The first post, the one moment that inspired me, and the beginning of The Good Advocate.
It feels a little odd writing this post, because up until few weeks ago I was set on a completely different name for my editorial project documenting good in the world. In that sense, this is not the beginning of my quest to advocate good. But stories have been rewritten eons past, so let it be said that this marks the beginning of The Good Advocate.
The world is a messy place, where simple actions have deep-seated consequences, where few things are solely good or bad, and where every day, it seems that we hear more bad news than good. The ice caps are melting, islands and countries are drowning (either in water or in debt), economies are unstable, societies are in chaos, wars and revolutions are common, draught, famine and natural disasters are abundant. Not to forget as well, that a large percentage of the population believed the world was going to end on the 21st of December 2012. The future seems bleak – how long can the earth and its inhabitants survive?
Call it pessimism or realism, but if we all thought that way, life would seem like a hopeless endeavour, one that is not much worth living. I am an irrational optimist, and instead prefer looking at all things good that is happening in the world, in hopes that it would inspire more good causes – breaking the downward spiral that humanity seems to be heading for.
“How far that little candle throws his beams! So shines a good deed in a weary world.” – William Shakespeare, The Merchant of Venice
Months ago, I was inspired to create an online editorial which displays good choices that anyone can make in their daily lives. Then, it was borne out of passion for social and environmental good. Yet, the more intent I was at making my vision came to life, the more I noticed the world around me. Good is everywhere.
I discovered that barely 5 minutes from where I work there is an organic vegan cafe priced affordably, serving healthy meals which taste absolutely delicious. It had been my first time trying something at a vegan cafe, and I was not disappointed. For meat lovers, just a bite of the scrumptious burger and you would not miss meat that much, for that meal. One does not have to declare oneself a vegan to enjoy the benefits of innately good food every once in a while. At the same time, one would be saving the world. The cost, effort and resources it takes to produce meat, far outweigh the cost, effort and resources it takes to grow vegetables. On top of caring for the animals, slaughtering, and transporting the pieces of meat to individual households, farmers must also grow the food that the animals eat. By eating greens, we make the world slight greener.

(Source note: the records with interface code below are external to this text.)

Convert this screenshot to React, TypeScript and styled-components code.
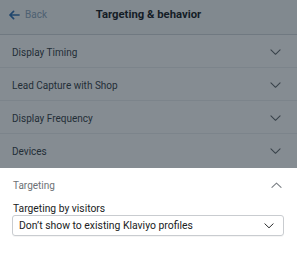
import React from "react";
import styled, { createGlobalStyle } from "styled-components";

const Global = createGlobalStyle`
  html, body { margin: 0; padding: 0; background: #ffffff; }
  body { font-family: Roboto, Inter, "Liberation Sans", sans-serif; -webkit-font-smoothing: antialiased; }
  * { box-sizing: border-box; }
`;

const Screen = styled.div`
  width: 297px;
  height: 260px;
  display: flex;
  flex-direction: column;
  overflow: hidden;
  background: #ffffff;
`;

const Dimmed = styled.div`
  position: relative;
  display: flex;
  flex-direction: column;
  height: 168px;
  flex: none;
`;

const Backdrop = styled.div`
  position: absolute;
  inset: 0;
  background: rgba(24, 38, 50, 0.53);
  pointer-events: none;
`;

const Header = styled.header`
  height: 35px;
  flex: none;
  display: grid;
  grid-template-columns: 1fr auto 1fr;
  align-items: center;
  padding: 0 9px 5px;
  border-bottom: 1px solid #d3d7da;
  box-shadow: 0 1px 0 #eceef0;
  background: #f7f8f9;
`;

const BackLink = styled.a`
  display: flex;
  align-items: center;
  gap: 5px;
  color: #8aa3b9;
  font-size: 10px;
  text-decoration: none;
  justify-self: start;
`;

const Title = styled.h1`
  margin: 0;
  font-size: 11.3px;
  font-weight: 700;
  color: #101316;
`;

const Row = styled.div<{ $last?: boolean }>`
  height: 33px;
  flex: none;
  display: flex;
  align-items: center;
  justify-content: space-between;
  padding: 2px 16px 0 12px;
  border-bottom: ${(p) => (p.$last ? "none" : "1px solid #eceef0")};
  background: #ffffff;
`;

const RowLabel = styled.span`
  font-size: 10px;
  color: #30373d;
`;

const Sheet = styled.section`
  flex: 1;
  display: flex;
  flex-direction: column;
  padding: 10px 15px 0 13px;
`;

const SheetHead = styled.div`
  display: flex;
  align-items: center;
  justify-content: space-between;
  height: 15px;
`;

const SheetTitle = styled.span`
  font-size: 10px;
  color: #6d7175;
`;

const FieldLabel = styled.label`
  margin-top: 9px;
  font-size: 10.3px;
  color: #202223;
  line-height: 13px;
`;

const Select = styled.div`
  margin: 0 -2px 0 -1px;
  height: 21px;
  border: 1px solid #c9ccd0;
  border-radius: 3px;
  display: flex;
  align-items: center;
  justify-content: space-between;
  padding: 0 9px 0 6px;
  font-size: 10.4px;
  color: #202223;
  box-shadow: 0 1px 0 rgba(0,0,0,0.04);
`;

const Chevron = ({ up, color = "#5c6166", w = 11 }: { up?: boolean; color?: string; w?: number }) => (
  <svg width={w} height={w * 0.58} viewBox="0 0 12 7" fill="none">
    <path
      d={up ? "M1 6L6 1.2L11 6" : "M1 1L6 5.8L11 1"}
      stroke={color}
      strokeWidth="1.15"
      strokeLinecap="round"
      strokeLinejoin="round"
    />
  </svg>
);

const rows = ["Display Timing", "Lead Capture with Shop", "Display Frequency", "Devices"];

export default function App() {
  return (
    <Screen>
      <Global />
      <Dimmed>
        <Header>
          <BackLink href="#">
            <svg width="11" height="10" viewBox="0 0 12 10" fill="none">
              <path d="M11 5H1.5M5 1L1 5L5 9" stroke="#2a6bb0" strokeWidth="1.8" strokeLinecap="round" strokeLinejoin="round" />
            </svg>
            Back
          </BackLink>
          <Title>Targeting &amp; behavior</Title>
          <span />
        </Header>
        {rows.map((r, i) => (
          <Row key={r} $last={i === rows.length - 1}>
            <RowLabel>{r}</RowLabel>
            <Chevron />
          </Row>
        ))}
        <Backdrop />
      </Dimmed>
      <Sheet>
        <SheetHead>
          <SheetTitle>Targeting</SheetTitle>
          <Chevron up color="#7a7f84" />
        </SheetHead>
        <FieldLabel>Targeting by visitors</FieldLabel>
        <Select>
          <span>Don’t show to existing Klaviyo profiles</span>
          <Chevron color="#202223" w={10} />
        </Select>
      </Sheet>
    </Screen>
  );
}
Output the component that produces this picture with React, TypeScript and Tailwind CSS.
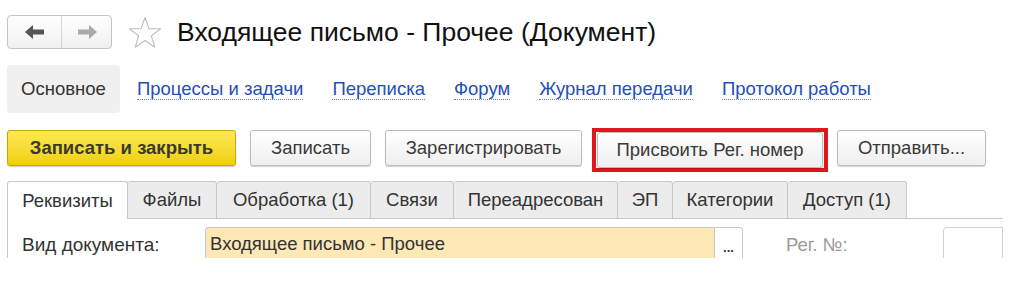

If being vegan or vegetarian doesn’t quite suit your palate, perhaps helping society – and the world – suits you better. With corporate social responsibility on the rise, there are many companies and brands that provides consumers with better ways to spend, which services both the consumer, and someone else in need. Some companies donate a percentage of their profits to a non-profit organisation while others prefer donating the same type of item that their customers purchase, to someone else in need of the item. There are even more now who provide their customers with incentives to give away a specific item, so that they can either recycle, upcycle or donate these goods to others in need. In light of the recent trend of online deals, there are also several websites that provide customers with discounts, while at the same time provide an act of greater good to society, whether the company donates, volunteer services, or via any other means.
My moment of inspiration for the birth of this editorial occurred on one mundane Friday morning. A coffee place where I usually go for my morning coffee runs was donating all of its proceeds for the day to a non-profit organisation. Initially, I had assumed that this cafe would be donating its profits for the day, thereby essentially not needing to forgo much. I was blissfully proven wrong. The money that patrons were supposed to pay for their orders was inserted into a clear container. Naturally, most patrons donated more than the cost of their orders. The transparency of the operation affected me in a deep, gnawing way. It kept bugging me in unexpected times. I could not shake the thought of how much I wanted to support and render good deeds in the world.
My vision for the The Good Advocate is to influence others to make better choices for themselves, their communities, the environment, and ultimately the world on a daily basis. One does not need to change one’s lifestyle, character, or even the inherent way one lives. After all, if you can make just a tiny change a day to make a huge difference in the world without it being an inconvenience, there really is no reason that you should not try.